Spears later years were marked by relative affluence, surrounded by adult family members, and grandchildren.  Each of his three sons were involved in the distillery, allowing him time to be involved in the local and national politics of the day.  A measure of Spears’ standing is indicated by a February 1799 meeting to nominate representatives to the Constitutional Convention that was held in his home.


In February 1825 Jacob Spears died and was buried in a plot on a site behind his house.  He was 74 years old.
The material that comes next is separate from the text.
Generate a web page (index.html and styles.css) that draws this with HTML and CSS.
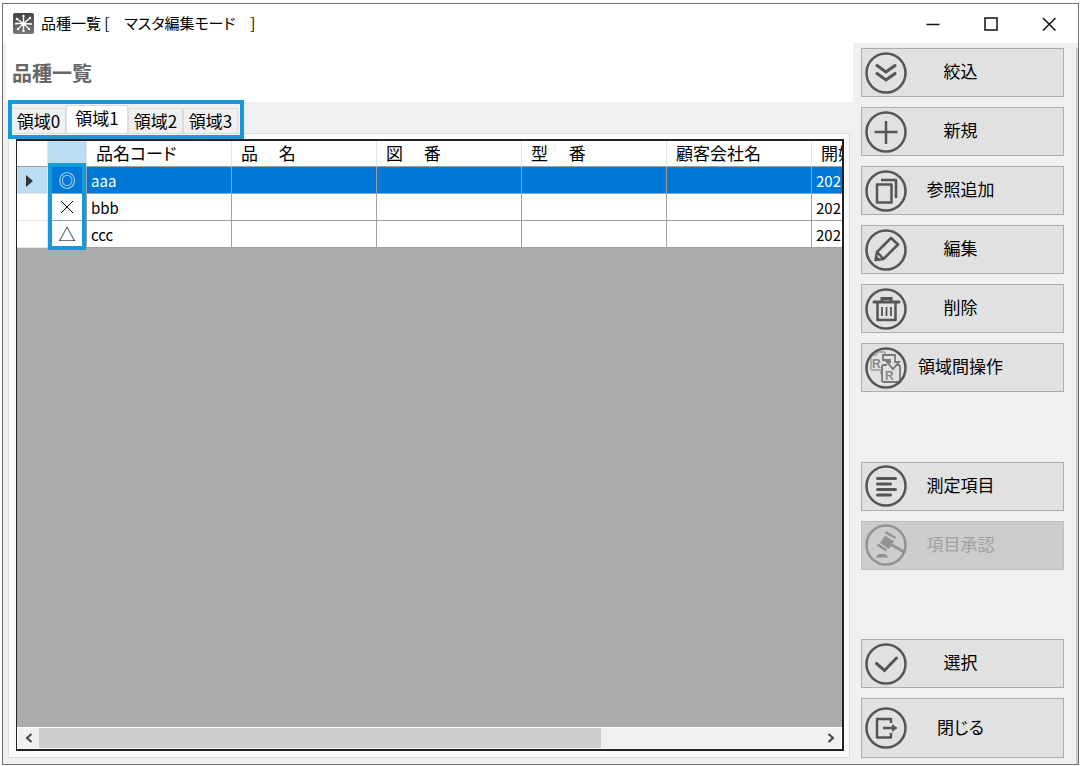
FILE: index.html
```
<!DOCTYPE html>
<html lang="ja">
<head>
  <meta charset="UTF-8">
  <title>品種一覧</title>
  <meta name="viewport" content="width=device-width, initial-scale=1">
  <link rel="stylesheet" href="styles.css">
</head>
<body>
  <div class="window">
    <header class="titlebar">
      <svg class="app-icon" viewBox="0 0 21 21">
        <defs>
          <linearGradient id="appGrad" x1="0" y1="0" x2="0" y2="1">
            <stop offset="0" stop-color="#444"/>
            <stop offset="1" stop-color="#777"/>
          </linearGradient>
        </defs>
        <rect width="21" height="21" rx="2" fill="url(#appGrad)"/>
        <path d="M10.5 10.5V3M10.5 10.5V18M10.5 10.5L4 6M10.5 10.5L17 5M10.5 10.5H3M10.5 10.5L18 11M10.5 10.5L5 16M10.5 10.5L16 16" stroke="#fff" stroke-width="1.3"/>
        <g fill="#fff">
          <circle cx="10.5" cy="10.5" r="2"/>
          <circle cx="10.5" cy="3" r="1.2"/><circle cx="10.5" cy="18" r="1.2"/>
          <circle cx="4" cy="6" r="1.2"/><circle cx="17" cy="5" r="1.2"/>
          <circle cx="3" cy="10.8" r="1"/><circle cx="18" cy="11" r="1"/>
          <circle cx="5" cy="16" r="1.2"/><circle cx="16" cy="16" r="1.2"/>
        </g>
      </svg>
      <span class="title">品種一覧 [　マスタ編集モード　]</span>
      <div class="window-buttons">
        <button type="button" aria-label="最小化"><svg viewBox="0 0 16 16"><path d="M1.500 8.500h13"/></svg></button>
        <button type="button" aria-label="最大化"><svg viewBox="0 0 16 16"><path d="M2 2h12v12H2z"/></svg></button>
        <button type="button" aria-label="ウィンドウを閉じる"><svg viewBox="0 0 16 16"><path d="M2 2l12.500 12.500M14.500 2L2 14.500"/></svg></button>
      </div>
    </header>

    <div class="content">
      <main class="main">
        <h1>品種一覧</h1>

        <div class="tabs" role="tablist">
          <button type="button" role="tab">領域0</button>
          <button type="button" role="tab" class="active" aria-selected="true">領域1</button>
          <button type="button" role="tab">領域2</button>
          <button type="button" role="tab">領域3</button>
        </div>

        <div class="tab-page">
          <div class="grid">
            <div class="grid-view">
              <table>
                <colgroup>
                  <col class="col-head"><col class="col-mark"><col class="col"><col class="col"><col class="col"><col class="col"><col class="col"><col class="col">
                </colgroup>
                <thead>
                  <tr>
                    <th></th>
                    <th class="current"></th>
                    <th>品名コード</th>
                    <th>品　 名</th>
                    <th>図　 番</th>
                    <th>型　 番</th>
                    <th>顧客会社名</th>
                    <th>開始</th>
                  </tr>
                </thead>
                <tbody>
                  <tr class="selected">
                    <td class="row-head"><svg viewBox="0 0 8 12"><path d="M0 0l7 6-7 6z"/></svg></td>
                    <td class="mark">◎</td><td>aaa</td><td></td><td></td><td></td><td></td><td>202</td>
                  </tr>
                  <tr>
                    <td class="row-head"></td>
                    <td class="mark"><svg viewBox="0 0 14 14"><path d="M1 1l12 12M13 1L1 13"/></svg></td><td>bbb</td><td></td><td></td><td></td><td></td><td>202</td>
                  </tr>
                  <tr>
                    <td class="row-head"></td>
                    <td class="mark">△</td><td>ccc</td><td></td><td></td><td></td><td></td><td>202</td>
                  </tr>
                </tbody>
              </table>
              <div class="mark-frame"></div>
            </div>
            <div class="scrollbar">
              <button type="button" aria-label="左へ"><svg viewBox="0 0 10 10"><path d="M7.500 1L3 5l4.500 4"/></svg></button>
              <div class="track"><div class="thumb"></div></div>
              <button type="button" aria-label="右へ"><svg viewBox="0 0 10 10"><path d="M2.500 1L7 5 2.500 9"/></svg></button>
            </div>
          </div>
        </div>
      </main>

      <aside class="sidebar">
        <div class="group">
          <button type="button" class="cmd">
            <svg viewBox="0 0 42 42"><circle cx="21" cy="21" r="19.500"/><path class="thick" d="M12 13.500l9 6.500 9-6.500M12 21.500l9 6.500 9-6.500"/></svg>
            <span>絞込</span>
          </button>
          <button type="button" class="cmd">
            <svg viewBox="0 0 42 42"><circle cx="21" cy="21" r="19.500"/><path d="M21 10v23M9.500 21h23"/></svg>
            <span>新規</span>
          </button>
          <button type="button" class="cmd">
            <svg viewBox="0 0 42 42"><circle cx="21" cy="21" r="19.500"/><path stroke-linejoin="round" d="M12 14.500h14.500v18H12zM16 10h15v18"/></svg>
            <span>参照追加</span>
          </button>
          <button type="button" class="cmd">
            <svg viewBox="0 0 42 42"><circle cx="21" cy="21" r="19.500"/><path stroke-linejoin="round" d="M10.500 31l1.500-8L26 9l7 6.500L18.500 30zM12 23l6.500 7"/><path class="fill" d="M9.500 32l1-6 5 5z"/></svg>
            <span>編集</span>
          </button>
          <button type="button" class="cmd">
            <svg viewBox="0 0 42 42"><circle cx="21" cy="21" r="19.500"/><path class="thick" d="M9 14h25M17 13v-2.500h9V13"/><path stroke-linejoin="round" d="M12.500 15v17h18V15"/><path class="thin" d="M17 19v9M21.500 19v9M26 19v9"/></svg>
            <span>削除</span>
          </button>
          <button type="button" class="cmd">
            <svg viewBox="0 0 42 42">
              <g class="light">
                <path d="M18 23H7.500q-1.500 0-1.500-1.500V9.500L9 8h2l2-3h6l2 3M16 27v-4"/>
                <text x="7" y="21">R</text>
              </g>
              <g class="medium">
                <path d="M18 8h12v7h4l-6 7-6-7h3v-2h-7z"/>
                <path d="M22 18h-3q-2 0-2 2v13q0 2 2 2h14q2 0 2-2V20q0-2-2-2h-1"/>
                <text x="20" y="33">R</text>
              </g>
              <circle cx="21" cy="21" r="19.500"/>
            </svg>
            <span>領域間操作</span>
          </button>
        </div>
        <div class="group">
          <button type="button" class="cmd">
            <svg viewBox="0 0 42 42"><circle cx="21" cy="21" r="19.500"/><path class="thick" d="M12.500 13.500h18M12.500 19h13M12.500 24.500h18M12.500 30h13"/></svg>
            <span>測定項目</span>
          </button>
          <button type="button" class="cmd" disabled>
            <svg viewBox="0 0 42 42"><circle cx="21" cy="21" r="19.500"/><path class="fill" d="M20 11.500l9 6-5 7.500-9-6zM11 33.500q1-3.500 4-3.500h4q3 0 4 3.500z"/><path class="thick" d="M26 20.500l13 7.500"/><path d="M20.500 8l10 6M12.500 20.500l9 6"/></svg>
            <span>項目承認</span>
          </button>
        </div>
        <div class="group">
          <button type="button" class="cmd">
            <svg viewBox="0 0 42 42"><circle cx="21" cy="21" r="19.500"/><path class="thick" d="M11.500 20.500l8 7L31.500 15"/></svg>
            <span>選択</span>
          </button>
          <button type="button" class="cmd tall">
            <svg viewBox="0 0 42 42"><circle cx="21" cy="21" r="19.500"/><path stroke-linejoin="round" d="M26 16v-4H12v18.500h14V26M18 21h12"/><path class="fill" d="M27 17l5.500 4-5.500 4z"/></svg>
            <span>閉じる</span>
          </button>
        </div>
      </aside>
    </div>
  </div>
</body>
</html>
```
FILE: styles.css
```
*, *::after {
  box-sizing: border-box;
}
body {
  margin: 0;
  padding: 3px 1px 1px 2px;
  min-height: 100vh;
  display: flex;
  background: #fff;
  color: #000;
  font-family: "Noto Sans CJK JP", sans-serif;
  font-size: 17px;
  font-feature-settings: "palt";
  line-height: 24px;
}
button {
  font: inherit;
  font-feature-settings: inherit;
  color: inherit;
  margin: 0;
  padding: 0;
  border: none;
  background: none;
}
svg {
  display: block;
  fill: none;
}
.window {
  flex: 1;
  min-width: 0;
  display: flex;
  flex-direction: column;
  border: 1px solid #707070;
  background: #f0f0f0;
}

/* title bar */
.titlebar {
  display: flex;
  align-items: center;
  height: 39px;
  padding-left: 10px;
  background: #fff;
}
.app-icon {
  width: 21px;
  height: 21px;
}
.title {
  margin-left: 7px;
  padding-bottom: 2px;
  font-size: 15px;
}
.window-buttons {
  display: flex;
  margin-left: auto;
}
.window-buttons button {
  display: flex;
  align-items: center;
  justify-content: center;
  width: 58px;
  height: 38px;
}
.window-buttons svg {
  width: 16px;
  height: 16px;
  stroke: #111;
  stroke-width: 1.5;
}

.content {
  flex: 1;
  display: flex;
}
.main {
  flex: 1;
  min-width: 0;
  display: flex;
  flex-direction: column;
}
h1 {
  margin: 0 0 0 3px;
  padding: 15px 6px;
  background: #fff;
  color: #666;
  font-size: 20px;
  line-height: 29px;
  font-feature-settings: normal;
}

/* tabs */
.tabs {
  position: relative;
  display: flex;
  align-items: flex-end;
  height: 31px;
  padding-left: 8px;
}
.tabs button {
  width: 55px;
  height: 25px;
  border: 1px solid #dcdcdc;
  border-bottom: none;
}
.tabs .active {
  width: 62px;
  height: 28px;
  padding-bottom: 4px;
  background: #fff;
}
.tabs::after {
  content: "";
  position: absolute;
  left: 5px;
  top: -2px;
  width: 236px;
  height: 39px;
  border: 4px solid #149ad9;
}
.tab-page {
  flex: 1;
  min-width: 0;
  display: flex;
  margin: 0 3px 6px 5px;
  padding: 5px 5px 6px 7px;
  border: 1px solid #dcdcdc;
  background: #fafafa;
}

/* data grid */
.grid {
  flex: 1;
  min-width: 0;
  display: flex;
  flex-direction: column;
  border: 2px solid #222;
  border-left-width: 1px;
  background: #ababab;
}
.grid-view {
  position: relative;
  flex: 1;
  overflow: hidden;
}
table {
  width: 940px;
  table-layout: fixed;
  border-collapse: separate;
  border-spacing: 0;
}
.col-head {
  width: 31px;
}
.col-mark {
  width: 39px;
}
.col {
  width: 145px;
}
th {
  height: 26px;
  padding: 0 0 1px 9px;
  border-right: 1px solid #e3e3e3;
  border-bottom: 1px solid #a0a0a0;
  background: #fff;
  font-weight: normal;
  text-align: left;
  white-space: nowrap;
}
th.current {
  background: #bcdcf4;
}
td {
  height: 27px;
  padding: 2px 0 0 4px;
  border-right: 1px solid #a0a0a0;
  border-bottom: 1px solid #a0a0a0;
  background: #fff;
  font-size: 15px;
}
.row-head {
  padding-left: 9px;
  border-color: #e3e3e3;
}
.row-head svg {
  width: 8px;
  height: 12px;
  fill: #333;
}
.mark {
  padding: 0;
  font-size: 17px;
  text-align: center;
}
.mark svg {
  width: 14px;
  height: 14px;
  margin: 0 auto;
  stroke: #000;
}
.selected td {
  background: #0078d7;
  color: #fff;
}
.selected .row-head {
  background: #bcdcf4;
}
.mark-frame {
  position: absolute;
  left: 31px;
  top: 22px;
  width: 38px;
  height: 87px;
  border: 4px solid #149ad9;
}

.scrollbar {
  display: flex;
  height: 22px;
  border: 1px solid #fff;
  background: #f0f0f0;
}
.scrollbar button {
  display: flex;
  align-items: center;
  justify-content: center;
  width: 21px;
}
.scrollbar svg {
  width: 10px;
  height: 10px;
  stroke: #444;
  stroke-width: 2;
}
.track {
  flex: 1;
}
.thumb {
  width: 72%;
  height: 100%;
  background: #cdcdcd;
}

/* command buttons */
.sidebar {
  flex: none;
  width: 225px;
  display: flex;
  flex-direction: column;
  justify-content: space-between;
  margin-top: 5px;
  padding: 0 12px 6px 8px;
  border-right: 2px solid #c8c8c8;
}
.group {
  display: flex;
  flex-direction: column;
  gap: 10px;
}
.cmd {
  display: flex;
  align-items: center;
  height: 49px;
  padding: 0 49px 0 3px;
  border: 1px solid #adadad;
  background: #e1e1e1;
}
.cmd.tall {
  height: 60px;
}
.cmd svg {
  width: 42px;
  height: 42px;
  stroke: #555;
  stroke-width: 2.5;
}
.cmd span {
  flex: 1;
  padding-bottom: 3px;
  text-align: center;
  white-space: nowrap;
}
.cmd .thick {
  stroke-width: 3;
  stroke-linecap: round;
}
.cmd .thin {
  stroke-width: 1.8;
}
.cmd .fill {
  fill: #555;
  stroke: none;
}
.cmd .light {
  stroke: #aaa;
  stroke-width: 1.8;
}
.cmd .medium {
  stroke: #777;
  stroke-width: 1.8;
}
.cmd text {
  fill: #888;
  stroke: none;
  font: bold 12px "Liberation Sans", sans-serif;
}
.cmd:disabled {
  border-color: #bfbfbf;
  background: #ccc;
  color: #a0a0a0;
}
.cmd:disabled svg {
  stroke: #929292;
}
.cmd:disabled .fill {
  fill: #929292;
}
```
His elaborate gravestone, below, told the story of his Revolutionary War service and names his six children.  The farm and distillery became the property of the eldest son, Solomon, who sold them before dying in 1830, only five years after his father.  


Below is a picture of the Spears house and distillery as they look today.  The site, although credited as holding the oldest distillery building extant in Kentucky, is privately owned and not on the Kentucky Bourbon trail.  A historical marker noting Spear’s distillery is located a mile from the site.




Meanwhile the debate on who first attached “bourbon “ to Kentucky whiskey raged on for years.  In his 2016 book “Bourbon: The Rise, Fall, and Rebirth of an American Whiskey,”  Author Fred Minnick painstakingly goes through a list of seven Kentucky distillers who have been suggested as the “father” of bourbon and anoints Jacob Spears.  I believe his assessment is accurate and generally accepted in Kentucky and elsewhere. 


Notes:  This post was researched from a wide number of sources.  Major ones are referenced in the text.  The Ancestry website was another with data on Spears and his family.  Additionally, Fred Minnick has written:  “As an author, you hope that one day your words can positively influence another person. The more I dug into Jacob Spears’ past, the more I realized how important he was to our beloved spirit.  And I’m honored that this research toil has led to a magnificent new chapter in whiskey.”  I think Spears would agree.